I just assembled my Foldscope two nights ago and because of work hadn’t had a chance to go in the field and find something, so I decided to look at what might be growing in a bath water recycling system I have on my porch.
I was expecting to find the usual suspects that I see when I’ve sampled this before, mainly a handful algal cells with occasionally some fun shaped diatoms. I however had a big surprise with the first sample I put into the Foldscope as I saw:
Yikes, mosquito larva (?) appear to be breeding in the water and they are at a small enough size that I can’t see them with the naked eye, but the Foldscope allowed me to see them before they became a problem! They were so entertaining to watch as they moved around the slide. I was really pleased at how easy the Foldscope camera mount made it to get images and even shoot video:
I used just a lamp in my room as the light source and was using a glass slide that I put scotch tape on to make a shallow enclosed chamber that I then placed a coverslip on, so that I didn’t crush the larva as I tried to focus.
Knowing the larva are there I can now take some measure to mitigate their presence like getting a few fish for the tank. My guess is that the larva is of Culex genus mosquito as I’ve found them in my home before: http://www.inaturalist.org/observations/2922648.
Update 2016.05.06 17:00– Looks like it might not be a mosquito larva after all!!! I posted this observation to iNaturalist: http://www.inaturalist.org/observations/3112586 and a community member pointed me to look at the Polychaete genus Aeolosoma and from looking through some of the taxa online this seems to be a much better fit that my first hypothesis of a mosquito larva, thankfully.

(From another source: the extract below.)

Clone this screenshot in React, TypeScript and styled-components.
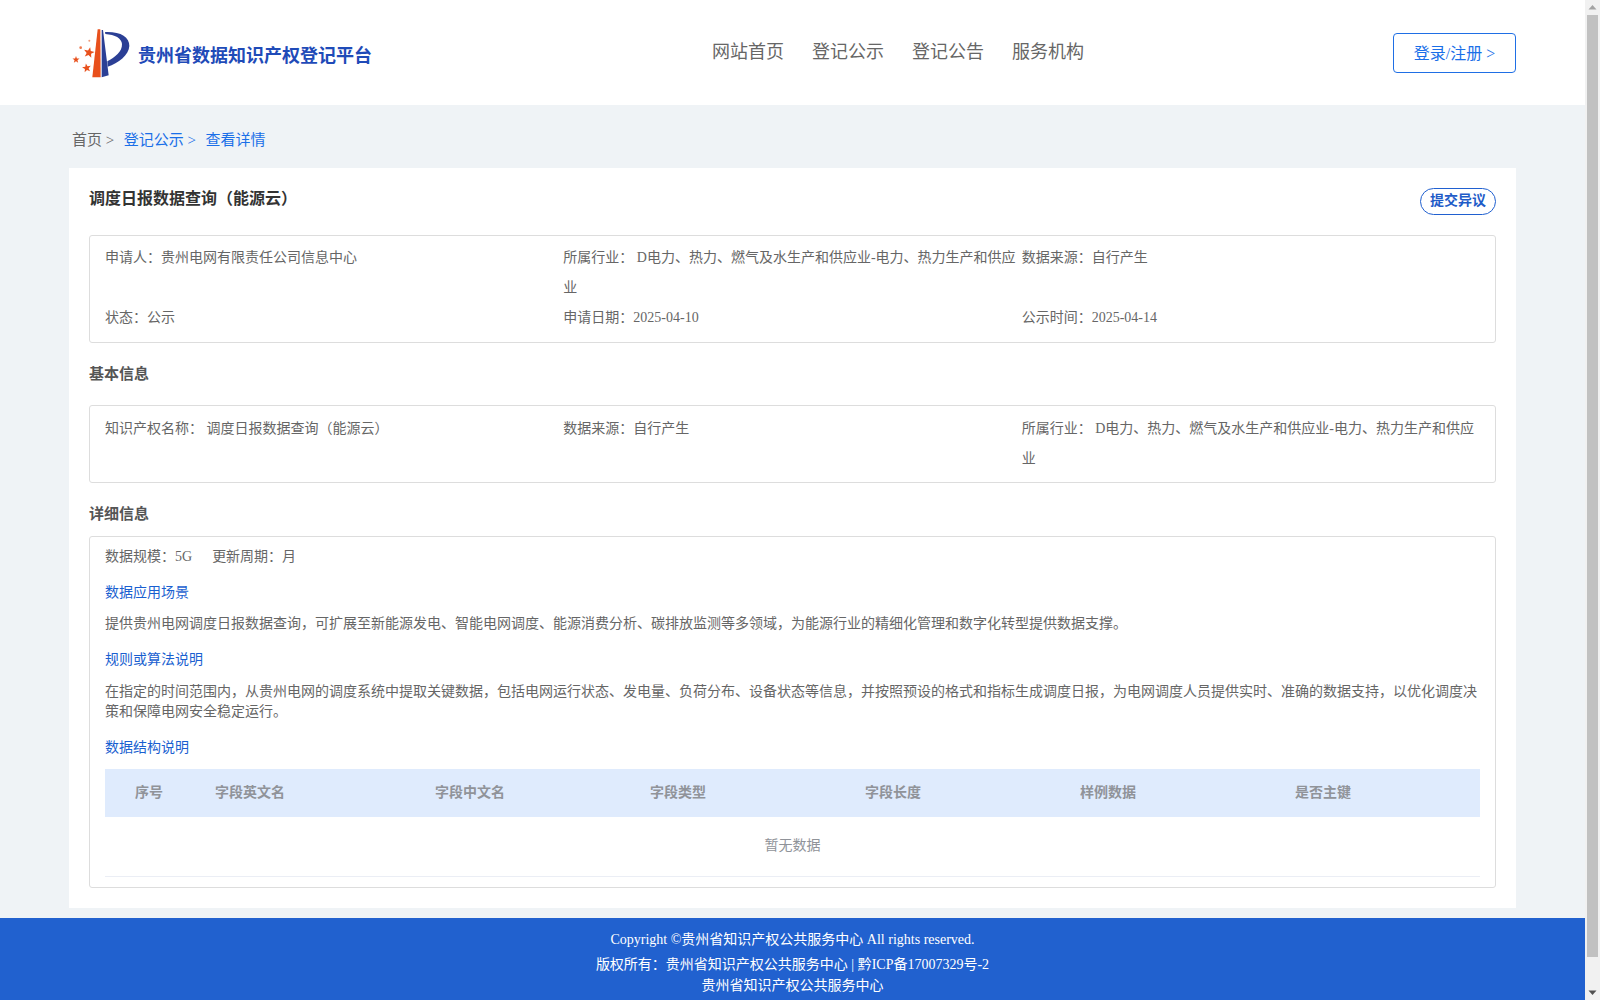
import React from "react";
import styled, { createGlobalStyle } from "styled-components";

const GlobalStyle = createGlobalStyle`
  body {
    margin: 0;
    background: #eff3f6;
    font-family: "Liberation Serif", "Noto Sans CJK SC", serif;
    font-size: 14px;
    color: #666;
  }
`;

const Page = styled.div`
  padding-right: 15px;
  background: #eff3f6;
`;

const ScrollTrack = styled.aside`
  position: fixed;
  top: 0;
  right: 0;
  width: 15px;
  height: 100vh;
  background: #f1f1f1;
  display: flex;
  flex-direction: column;
  align-items: center;
  z-index: 10;
`;

const ScrollArrow = styled.svg`
  width: 15px;
  height: 15px;
  flex: none;
`;

const ScrollThumb = styled.div`
  width: 11px;
  height: 942px;
  flex: none;
  background: #c1c1c1;
`;

const ScrollRest = styled.div`
  flex: 1;
`;

const Header = styled.header`
  height: 105px;
  background: #fff;
  display: flex;
  align-items: center;
  padding: 0 69px 0 72px;
`;

const Brand = styled.div`
  width: 640px;
  display: flex;
  align-items: center;
  gap: 6px;
  padding-top: 3px;
`;

const BrandName = styled.span`
  font-family: "Noto Sans CJK SC", sans-serif;
  font-size: 18px;
  font-weight: 700;
  color: #1f4bb8;
  white-space: nowrap;
`;

const Nav = styled.nav`
  flex: 1;
  display: flex;
  gap: 28px;
  margin-bottom: 5px;
`;

const NavLink = styled.a`
  font-size: 18px;
  color: #666;
`;

const LoginButton = styled.button`
  width: 123px;
  height: 40px;
  border: 1px solid #1f6fe5;
  border-radius: 4px;
  background: #fff;
  color: #1a6fe8;
  font-family: inherit;
  font-size: 16px;
  padding: 0 0 2px;
`;

const Main = styled.main`
  margin: 0 69px;
`;

const Breadcrumb = styled.div`
  height: 60px;
  padding: 3px 0 0 3px;
  display: flex;
  align-items: center;
  font-size: 15px;
`;

const Crumb = styled.a<{ $active?: boolean }>`
  color: ${(p) => (p.$active ? "#1a6fe8" : "#666")};
  margin-right: 9.5px;
`;

const Card = styled.section`
  background: #fff;
  padding: 20px 20px 20px;
`;

const TitleRow = styled.div`
  height: 27px;
  display: flex;
  justify-content: space-between;
  align-items: flex-start;
  margin-bottom: 20px;
`;

const Title = styled.h1`
  margin: 0;
  font-size: 16px;
  line-height: 22px;
  font-weight: 700;
  color: #333;
`;

const ObjectionButton = styled.button`
  width: 76px;
  height: 27px;
  border: 1px solid #2060d0;
  border-radius: 14px;
  background: #fff;
  color: #1f5cc8;
  font-family: inherit;
  font-size: 14px;
  font-weight: 700;
  padding: 0 0 5px;
`;

const Box = styled.div<{ $bottom: number; $top: number }>`
  border: 1px solid #ddd;
  border-radius: 3px;
  padding: ${(p) => p.$top}px 15px ${(p) => p.$bottom}px;
`;

const InfoGrid = styled.div`
  display: grid;
  grid-template-columns: repeat(3, 1fr);
  line-height: 30px;
`;

const InfoItem = styled.div`
  font-size: 14px;
  color: #666;
`;

const SectionHeading = styled.h2<{ $tall?: boolean }>`
  margin: 0;
  font-size: 15px;
  font-weight: 700;
  color: #555;
  line-height: ${(p) => (p.$tall ? 62 : 44)}px;
  padding-top: ${(p) => (p.$tall ? 0 : 9)}px;
`;

const MetaLine = styled.div`
  display: flex;
  gap: 20px;
  line-height: 20px;
`;

const SubHeading = styled.h3<{ $top: number }>`
  margin: ${(p) => p.$top}px 0 0;
  font-size: 14px;
  font-weight: 400;
  line-height: 20px;
  color: #1a5fd0;
`;

const Paragraph = styled.p<{ $top: number }>`
  margin: ${(p) => p.$top}px 0 0;
  font-size: 14px;
  line-height: 20px;
  color: #666;
`;

const TableHead = styled.div`
  margin-top: 11px;
  height: 48px;
  box-sizing: border-box;
  padding-bottom: 4px;
  background: #dfebfd;
  display: grid;
  grid-template-columns: 110px 220px 215px 215px 215px 215px 1fr;
  align-items: center;
  font-weight: 700;
  color: #909399;
`;

const HeadCell = styled.div<{ $first?: boolean }>`
  padding-left: ${(p) => (p.$first ? 30 : 0)}px;
`;

const EmptyRow = styled.div`
  height: 60px;
  box-sizing: border-box;
  padding-bottom: 6px;
  border-bottom: 1px solid #ebeef5;
  display: flex;
  align-items: center;
  justify-content: center;
  color: #909399;
`;

const Footer = styled.footer`
  margin-top: 10px;
  height: 112px;
  box-sizing: border-box;
  background: #2161cf;
  padding-top: 12px;
  color: #fff;
  text-align: center;
`;

const FooterLine = styled.div<{ $top?: number }>`
  line-height: 20px;
  margin-top: ${(p) => p.$top ?? 0}px;
`;

const starPoints = (cx: number, cy: number, r: number, rotate: number) =>
  Array.from({ length: 10 }, (_, i) => {
    const radius = i % 2 === 0 ? r : r * 0.42;
    const angle = ((rotate - 90 + i * 36) * Math.PI) / 180;
    return `${(cx + radius * Math.cos(angle)).toFixed(1)},${(cy + radius * Math.sin(angle)).toFixed(1)}`;
  }).join(" ");

const Logo = () => (
  <svg width="60" height="52" viewBox="21 24 180 156" aria-hidden="true">
    <polygon points="98,28 106,28 107,172 82,172" fill="#e8501c" />
    <polygon points="110,30 114,30 131,166 110,172" fill="#2b3f95" />
    <path
      d="M120,36 C165,34 194,50 193,78 C192,105 160,130 128,140 L127,124 C150,112 172,95 171,72 C170,55 150,44 121,42 Z"
      fill="#2b3f95"
    />
    <polygon points={starPoints(72, 98, 17, 12)} fill="#e8501c" />
    <polygon points={starPoints(33, 119, 11, 0)} fill="#e8501c" />
    <polygon points={starPoints(65, 144, 14, -10)} fill="#e8501c" />
    <circle cx="47" cy="83" r="4" fill="#ee7a50" />
    <circle cx="73" cy="62" r="3" fill="#f09a7a" />
  </svg>
);

const columns = ["序号", "字段英文名", "字段中文名", "字段类型", "字段长度", "样例数据", "是否主键"];

export default function App() {
  return (
    <Page>
      <GlobalStyle />
      <ScrollTrack aria-hidden="true">
        <ScrollArrow viewBox="0 0 15 15">
          <path d="M3.5 9.5 L7.5 5 L11.5 9.5 Z" fill="#a3a3a3" />
        </ScrollArrow>
        <ScrollThumb />
        <ScrollRest />
        <ScrollArrow viewBox="0 0 15 15">
          <path d="M3.5 5.5 L7.5 10 L11.5 5.5 Z" fill="#505050" />
        </ScrollArrow>
      </ScrollTrack>
      <Header>
        <Brand>
          <Logo />
          <BrandName>贵州省数据知识产权登记平台</BrandName>
        </Brand>
        <Nav>
          <NavLink>网站首页</NavLink>
          <NavLink>登记公示</NavLink>
          <NavLink>登记公告</NavLink>
          <NavLink>服务机构</NavLink>
        </Nav>
        <LoginButton>登录/注册 &gt;</LoginButton>
      </Header>
      <Main>
        <Breadcrumb>
          <Crumb>首页 &gt;</Crumb>
          <Crumb $active>登记公示 &gt;</Crumb>
          <Crumb $active>查看详情</Crumb>
        </Breadcrumb>
        <Card>
          <TitleRow>
            <Title>调度日报数据查询（能源云）</Title>
            <ObjectionButton>提交异议</ObjectionButton>
          </TitleRow>
          <Box $top={7} $bottom={9}>
            <InfoGrid>
              <InfoItem>申请人：贵州电网有限责任公司信息中心</InfoItem>
              <InfoItem>所属行业： D电力、热力、燃气及水生产和供应业-电力、热力生产和供应业</InfoItem>
              <InfoItem>数据来源：自行产生</InfoItem>
              <InfoItem>状态：公示</InfoItem>
              <InfoItem>申请日期：2025-04-10</InfoItem>
              <InfoItem>公示时间：2025-04-14</InfoItem>
            </InfoGrid>
          </Box>
          <SectionHeading $tall>基本信息</SectionHeading>
          <Box $top={8} $bottom={8}>
            <InfoGrid>
              <InfoItem>知识产权名称： 调度日报数据查询（能源云）</InfoItem>
              <InfoItem>数据来源：自行产生</InfoItem>
              <InfoItem>所属行业： D电力、热力、燃气及水生产和供应业-电力、热力生产和供应业</InfoItem>
            </InfoGrid>
          </Box>
          <SectionHeading>详细信息</SectionHeading>
          <Box $top={10} $bottom={10}>
            <MetaLine>
              <span>数据规模：5G</span>
              <span>更新周期：月</span>
            </MetaLine>
            <SubHeading $top={16}>数据应用场景</SubHeading>
            <Paragraph $top={11}>
              提供贵州电网调度日报数据查询，可扩展至新能源发电、智能电网调度、能源消费分析、碳排放监测等多领域，为能源行业的精细化管理和数字化转型提供数据支撑。
            </Paragraph>
            <SubHeading $top={16}>规则或算法说明</SubHeading>
            <Paragraph $top={12}>
              在指定的时间范围内，从贵州电网的调度系统中提取关键数据，包括电网运行状态、发电量、负荷分布、设备状态等信息，并按照预设的格式和指标生成调度日报，为电网调度人员提供实时、准确的数据支持，以优化调度决策和保障电网安全稳定运行。
            </Paragraph>
            <SubHeading $top={16}>数据结构说明</SubHeading>
            <TableHead>
              {columns.map((c, i) => (
                <HeadCell key={c} $first={i === 0}>
                  {c}
                </HeadCell>
              ))}
            </TableHead>
            <EmptyRow>暂无数据</EmptyRow>
          </Box>
        </Card>
      </Main>
      <Footer>
        <FooterLine>Copyright ©贵州省知识产权公共服务中心 All rights reserved.</FooterLine>
        <FooterLine $top={5}>版权所有：贵州省知识产权公共服务中心 | 黔ICP备17007329号-2</FooterLine>
        <FooterLine $top={1}>贵州省知识产权公共服务中心</FooterLine>
      </Footer>
    </Page>
  );
}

Two fantastic things at work here – a tool that allows me to capture and share things from the microscopic world, quickly and cheaply (Foldscope) and a community of people knowledgeable and engaged at sharing their knowledge (iNaturalist). Its a great time to be involved in science and biological exploration as there is still so much more to be discovered and the tools are getting easier to access for hopefully everyone.